Why does this matter for hardware? Because it shapes priorities. Bigger displays aren’t just for shows and spreadsheets; they make space for richer widgets and smarter lock screens. Faster chips aren’t just benchmark fodder; they enable AI features without killing battery. And a single-lens camera on the Air makes more sense if Apple can synthesize depth, zoom, and night performance in software that’s actually convincing.
Design language: thinner, cleaner, more consistent
The “awe dropping” tagline points at design breaking out of the spec sheet. The rumored runway-style camera bar is a cleaner look than stacked lenses—it echoes the neatness of iPad Pro and Apple’s habit of aligning silhouettes across categories. A lighter frame at 145 grams would undercut many large-screen competitors by a noticeable margin. The trade-offs are real, but so is the everyday feel of a lighter phone in your pocket or hand.
Colors also tell a story. Black and white still anchor the lineup, but steel gray, light blue, green, and purple suggest Apple wants the regular model to feel playful without tipping into neon. A sober gray is the safe bet for the Air if Apple wants that one to read as “pro-adjacent” without stealing the Pro’s thunder.
Cameras: fewer lenses, more computation
If the Air really ships with one 48MP rear camera, the demo will matter. Expect Apple to show off multi-frame magic: portrait-quality separation without a telephoto, zoom crops that hold detail, and night scenes that lock in color without waxy smoothing. Apple’s already been blending exposures and frames in the background for years; this would be a bolder test of that playbook.
Charging and batteries
Qi2 at up to 25W for magnetic wireless charging would be a practical upgrade. It should cut charge times and make third-party stands more reliable thanks to the standard’s alignment ring. Apple won’t quote battery capacities—never does—but will point to “all‑day” claims and compare against last year’s phones. The thin Air will face the toughest questions here; efficiency will need to do the heavy lifting.
Pricing and availability
Apple rarely tips prices in the keynote until the very end, and the company has held close to established tiers in recent years. The open question is where the Air sits. A thin-and-light badge traditionally splits the difference between “regular” and “Pro” in Apple’s world, but phone buyers expect camera upgrades with higher prices. If the Air is a design-first device, Apple could position it as a premium alternative at or near Pro pricing—or surprise with a lighter, same-price option to widen the base.

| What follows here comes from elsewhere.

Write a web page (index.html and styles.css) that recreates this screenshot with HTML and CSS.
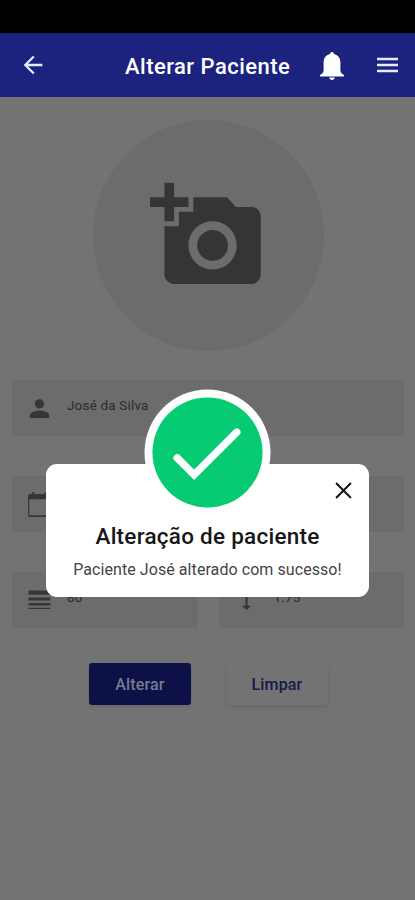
FILE: index.html
```html
<!DOCTYPE html>
<html lang="pt-BR">
<head>
<meta charset="utf-8">
<title>Alterar Paciente</title>
<link rel="stylesheet" href="styles.css">
</head>
<body>
<div class="status"></div>
<header class="appbar">
  <svg class="back" viewBox="0 0 24 24"><path d="M20 11H7.830l5.590-5.590L12 4l-8 8 8 8 1.410-1.410L7.830 13H20z"/></svg>
  <h1>Alterar Paciente</h1>
  <svg class="bell" viewBox="0 0 24 28"><path d="M12 0c1.200 0 1.900.8 1.900 1.900 4.400 1 6.500 4.400 6.500 8.600V18c0 2.200 1.200 4 3.600 5v1.500H0V23c2.400-1 3.600-2.800 3.600-5v-7.500c0-4.200 2.100-7.600 6.500-8.600C10.100.8 10.800 0 12 0zM9.300 25.500h5.400c0 1.500-1.200 2.500-2.700 2.500s-2.700-1-2.700-2.500z"/></svg>
  <svg class="menu" viewBox="0 0 22 16"><path d="M0 .5h22v2.600H0zM0 6.700h22v2.600H0zM0 12.900h22v2.600H0z"/></svg>
</header>
<main>
  <div class="photo">
    <svg viewBox="0 0 24 24"><path d="M3 4V1h2v3h3v2H5v3H3V6H0V4h3zm3 6V7h3V4h7l1.830 2H21c1.100 0 2 .9 2 2v12c0 1.100-.9 2-2 2H5c-1.100 0-2-.9-2-2V10h3zm7 9c2.760 0 5-2.240 5-5s-2.240-5-5-5-5 2.240-5 5 2.240 5 5 5zm-3.200-5c0 1.770 1.430 3.200 3.200 3.200s3.200-1.430 3.200-3.200-1.430-3.200-3.200-3.200-3.200 1.430-3.200 3.200z"/></svg>
  </div>
  <div class="fields">
    <div class="field wide">
      <svg viewBox="0 0 24 24"><path d="M12 12c2.500 0 4.400-2 4.400-4.500S14.500 3 12 3 7.600 5 7.600 7.500 9.500 12 12 12zm0 2c-3.200 0-9.300 1.500-9.300 4.600V21h18.600v-2.400C21.300 15.500 15.200 14 12 14z"/></svg>
      <span>José da Silva</span>
    </div>
    <div class="field wide">
      <svg viewBox="0 0 24 24"><path d="M20.500 2H19V0h-2v2H7V0H5v2H3C1.900 2 1 2.900 1 4v18.500c0 1 .9 1.500 2 1.500h18c1.100 0 2-.5 2-1.500V4c0-1.100-.9-2-2.500-2zM21.800 22.400H2.200V7h19.600z"/></svg>
    </div>
    <div class="field">
      <svg viewBox="0 0 24 24"><path d="M1.500 2.500h21v4h-21zM1.500 9h21v3h-21zM1.500 14.500h21v2.200h-21zM1.500 19h21v1.200h-21z"/></svg>
      <span>80</span>
    </div>
    <div class="field">
      <svg viewBox="0 0 24 24"><path d="M13 5h3.500L12 .5 7.500 5H11v12H7.500l4.500 4.200 4.500-4.200H13z"/></svg>
      <span>1.75</span>
    </div>
  </div>
  <div class="actions">
    <button class="btn primary">Alterar</button>
    <button class="btn plain">Limpar</button>
  </div>
</main>
<section class="dialog" role="dialog">
  <svg class="success" viewBox="0 0 128 128"><circle cx="64" cy="64" r="63.500" fill="#fff"/><circle cx="64" cy="64" r="55.500" fill="#07cb73"/><path d="M33.500 69.500 50.500 86.500 93.500 43.500" fill="none" stroke="#fff" stroke-width="7.500" stroke-linecap="round"/></svg>
  <svg class="close" viewBox="0 0 16 16"><path d="M1 1l14 14M15 1L1 15"/></svg>
  <h2>Alteração de paciente</h2>
  <p>Paciente José alterado com sucesso!</p>
</section>
</body>
</html>
```
FILE: styles.css
```css
* { box-sizing: border-box; }
body {
  margin: 0;
  height: 900px;
  overflow: hidden;
  position: relative;
  background: #737373;
  font-family: Roboto, sans-serif;
}
svg { display: block; flex: none; }
.status { height: 33px; background: #000; }
.appbar {
  height: 64px;
  display: flex;
  align-items: center;
  padding: 0 17px 0 19px;
  background: #1b237e;
  color: #fff;
  fill: #fff;
}
.back { width: 28px; height: 28px; fill: #e6ecff; }
.appbar h1 {
  margin: 3px 0 0 78px;
  width: 167px;
  font-size: 22px;
  font-weight: 500;
  line-height: 28px;
  letter-spacing: .47px;
  white-space: nowrap;
}
.bell { width: 24px; height: 28px; margin: 1px 0 0 28px; }
.menu { width: 21px; height: 16px; margin-left: auto; fill: #e6ecff; }
main { padding: 23px 11px 0 12px; }
.photo {
  width: 231px;
  height: 231px;
  margin: 0 auto;
  border-radius: 50%;
  background: #6c6c6c;
  display: flex;
  align-items: center;
  justify-content: center;
}
.photo svg { width: 115.600px; height: 115.600px; margin-top: 1px; fill: #353535; }
.fields {
  margin-top: 29px;
  display: grid;
  grid-template-columns: 1fr 1fr;
  column-gap: 21px;
  row-gap: 40px;
}
.field {
  height: 56px;
  display: flex;
  align-items: center;
  padding-left: 15px;
  background: #6c6c6c;
  color: #2b2b2b;
  font-size: 13.500px;
}
.field svg { width: 25px; height: 25px; fill: #363636; }
.field span { margin: -7px 0 0 15px; letter-spacing: .17px; }
.wide { grid-column: 1 / -1; }
.actions { display: flex; gap: 35px; margin: 35px 0 0 77px; }
.btn {
  width: 102px;
  height: 42px;
  padding: 0;
  border: 0;
  border-radius: 3px;
  font: 500 16px Roboto, sans-serif;
  letter-spacing: .15px;
  box-shadow: 0 2px 3px #5555;
}
.primary { background: #0e1148; color: #777a91; }
.plain { background: #737373; color: #15194c; }
.dialog {
  position: absolute;
  left: 46px;
  top: 464px;
  width: 323px;
  height: 133px;
  padding-top: 57px;
  border-radius: 11px;
  background: #fff;
  text-align: center;
}
.success { position: absolute; left: 98px; top: -75px; width: 127px; height: 127px; }
.close {
  position: absolute;
  right: 17px;
  top: 18px;
  width: 17px;
  height: 17px;
  fill: none;
  stroke: #151515;
  stroke-width: 1.900;
}
.dialog h2 { margin: 0; font-size: 22.500px; line-height: 30px; font-weight: 500; letter-spacing: .25px; color: #171717; white-space: nowrap; }
.dialog p { margin: 8px 0 0; font-size: 16px; line-height: 22px; letter-spacing: .07px; color: #444; white-space: nowrap; }
```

Timing is easier to read. If Apple follows its usual cadence, preorders should start later in the week, with first deliveries the following week in core markets. Watch for staggered color or storage availability if supply is tight on the new display or frame.
Why this event feels bigger than usual
The combination of a new hardware look, an added iPhone tier, and a louder push on Apple Intelligence gives this keynote extra weight. The Vision Pro teaser suggests Apple wants to tell a single story that spans devices: new interfaces, smarter assistance, and design that sheds grams without shedding capability. The company has been careful this year to frame AI as helpful and private, not chatty for chat’s sake. That tone will likely carry through every demo.
How to watch
The keynote streams at 10 a.m. PT on apple.com and through the Apple TV app. Expect the usual polished pacing: iPhone first, Watch and AirPods in the middle, and “one more thing” energy reserved for any surprise accessory. If the iPad Pro makes an early cameo, it will be a tease, not a full segment.
Bottom line for buyers: bigger, smoother screens across the board would be an easy quality-of-life win; faster wireless charging and battery efficiency matter day to day; and the Air, if real, could be the most divisive iPhone in years—a gorgeous, featherweight device that lives or dies on software smarts and power management. That’s the tightrope Apple seems eager to walk on Sept. 9.